Can regulating prostitution like a business work?

March 21, 2014

By Martin Hutchinson

The author is a Reuters Breakingviews columnist. The opinions expressed are his own.

Would regulating prostitution like a business be a good idea? A landmark study commissioned by the U.S. Department of Justice raises that age-old, vexing question. What emerges from the analysis of the commercial sex trade in eight American cities is an industry with mostly willing buyer/willing seller transactions, albeit with highly coercive management – suggesting that though prostitution may always be immoral it might be less damaging if legal.

The study, conducted by the Urban Institute and released last week, looked at both prostitution and child pornography and came to the view that the two activities differ fundamentally in that prostitution has major revenue whereas child pornography is primarily non-commercial. Prostitution, a near-$50 billion global industry, is close to a standalone activity; it has some overlap with the illegal drug trade but little with gun-running and other criminal activities.

Though profitability varies considerably, the bulk of the revenue accrues to the almost exclusively male pimps who act as organizers, marketers and often coercive human resource managers. In many cases, the study shows, pimps barely allow sex workers subsistence allowances, accommodation and medical care, claiming they would be unable to manage money effectively.

They also are responsible for employee safety, taming customers who step out of line. On occasion they employ female front-line management, generally experienced operatives who train new employees and discipline recalcitrant ones.

For both pimps and sex workers, the trade appears financially attractive when few other economic opportunities offer themselves. One pimp in the survey bragged of earning $1 million in his first six months of activity. The internet has increased profitability and provided innumerable marketing opportunities, while somewhat increasing its hazardousness to practitioners because of the risks of dealing with unknown customers.

Given the commercial motivations of most involved, at least in this analysis, prostitution comes across as more like a legal business than many other criminal activities. Even some elements deriving from its moral offensiveness and the social destruction it causes can arguably be paralleled by legal enterprises such as casino gambling, alcohol and tobacco.

The downside for legalizing it, and regulating its inequities and even collecting taxes, is that doing so would probably increase its prevalence. That appears to have been the experience in the Netherlands, which legalized prostitution in 2000, though much of the increased activity may result from the expansion of “sex tourism” to an isolated legal outpost.

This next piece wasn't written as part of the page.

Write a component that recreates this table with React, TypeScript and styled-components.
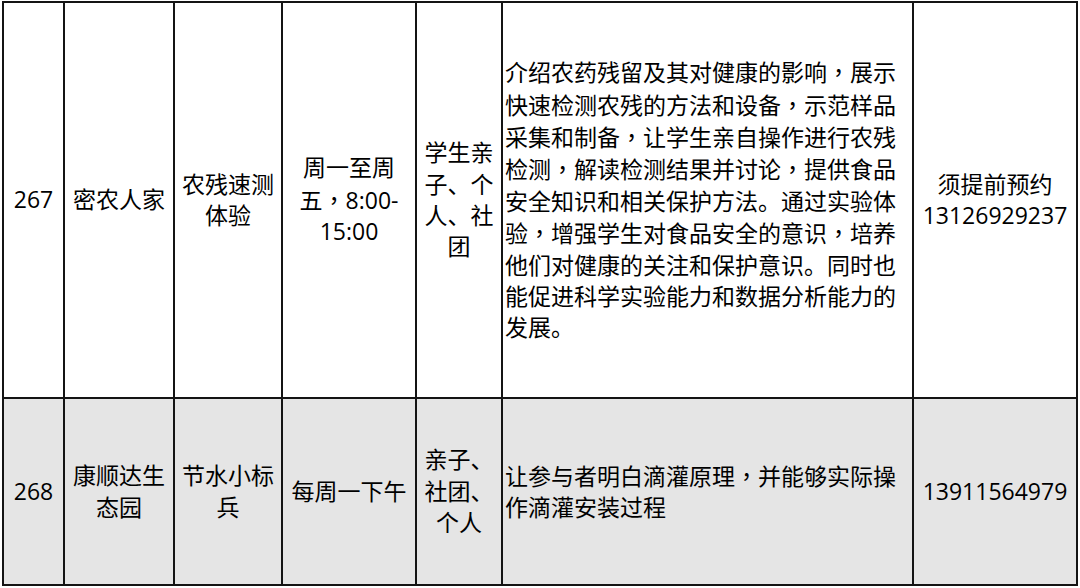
import React from "react";
import styled, { createGlobalStyle } from "styled-components";

const Global = createGlobalStyle`
  html, body { margin: 0; padding: 0; background: #ffffff; }
  body {
    font-family: "Open Sans", "Noto Sans CJK SC", sans-serif;
    color: #000;
  }
`;

const COLS = "61px 110px 108px 134px 86px 411px 164px";
const LINE = "#141414";

const Page = styled.div`
  padding: 1px 0 0 2px;
`;

const Table = styled.div`
  display: flex;
  flex-direction: column;
  width: 1074px;
  border-top: 2px solid ${LINE};
  border-left: 2px solid ${LINE};
`;

const Row = styled.div<{ $h: number; $shaded?: boolean }>`
  display: grid;
  grid-template-columns: ${COLS};
  height: ${(p) => p.$h}px;
  background: ${(p) => (p.$shaded ? "#e5e5e5" : "#ffffff")};
`;

const Cell = styled.div<{ $left?: boolean }>`
  box-sizing: border-box;
  border-right: 2px solid ${LINE};
  border-bottom: 2px solid ${LINE};
  display: flex;
  align-items: center;
  justify-content: ${(p) => (p.$left ? "flex-start" : "center")};
  text-align: ${(p) => (p.$left ? "left" : "center")};
  padding: 0 ${(p) => (p.$left ? "4px 0 2px" : "2px")};
  font-size: 23px;
  line-height: 31.4px;
  overflow: hidden;
`;

const Text = styled.div`
  white-space: nowrap;
`;

const Comma = styled.span`
  font-family: "Noto Sans CJK TC", "Noto Sans CJK SC", sans-serif;
`;

type RowData = {
  h: number;
  shaded?: boolean;
  cells: string[][];
};

const rows: RowData[] = [
  {
    h: 396,
    cells: [
      ["267"],
      ["密农人家"],
      ["农残速测", "体验"],
      ["周一至周", "五，8:00-", "15:00"],
      ["学生亲", "子、个", "人、社", "团"],
      [
        "介绍农药残留及其对健康的影响，展示",
        "快速检测农残的方法和设备，示范样品",
        "采集和制备，让学生亲自操作进行农残",
        "检测，解读检测结果并讨论，提供食品",
        "安全知识和相关保护方法。通过实验体",
        "验，增强学生对食品安全的意识，培养",
        "他们对健康的关注和保护意识。同时也",
        "能促进科学实验能力和数据分析能力的",
        "发展。",
      ],
      ["须提前预约", "13126929237"],
    ],
  },
  {
    h: 187,
    shaded: true,
    cells: [
      ["268"],
      ["康顺达生", "态园"],
      ["节水小标", "兵"],
      ["每周一下午"],
      ["亲子、", "社团、", "个人"],
      ["让参与者明白滴灌原理，并能够实际操", "作滴灌安装过程"],
      ["13911564979"],
    ],
  },
];

function Line({ text }: { text: string }) {
  const parts = text.split("，");
  return (
    <>
      {parts.map((p, i) => (
        <React.Fragment key={i}>
          {i > 0 && <Comma>，</Comma>}
          {p}
        </React.Fragment>
      ))}
    </>
  );
}

export default function App() {
  return (
    <>
      <Global />
      <Page>
        <Table>
          {rows.map((r, ri) => (
            <Row key={ri} $h={r.h} $shaded={r.shaded}>
              {r.cells.map((lines, ci) => (
                <Cell key={ci} $left={ci === 5}>
                  <Text>
                    {lines.map((l, li) => (
                      <React.Fragment key={li}>
                        {li > 0 && <br />}
                        <Line text={l} />
                      </React.Fragment>
                    ))}
                  </Text>
                </Cell>
              ))}
            </Row>
          ))}
        </Table>
      </Page>
    </>
  );
}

Based on the study’s findings, the best economic argument for legalization would be its potential to reduce the rent-seeking power of pimps, and reward more profits to the workers. It might even spur the rise of larger enterprises with better business practices, as seems to be happening with pot decriminalization. It wouldn’t negate the fact that prostitution is hugely damaging to the people concerned, and to society. Bringing it out of the shadows might make it somewhat less so.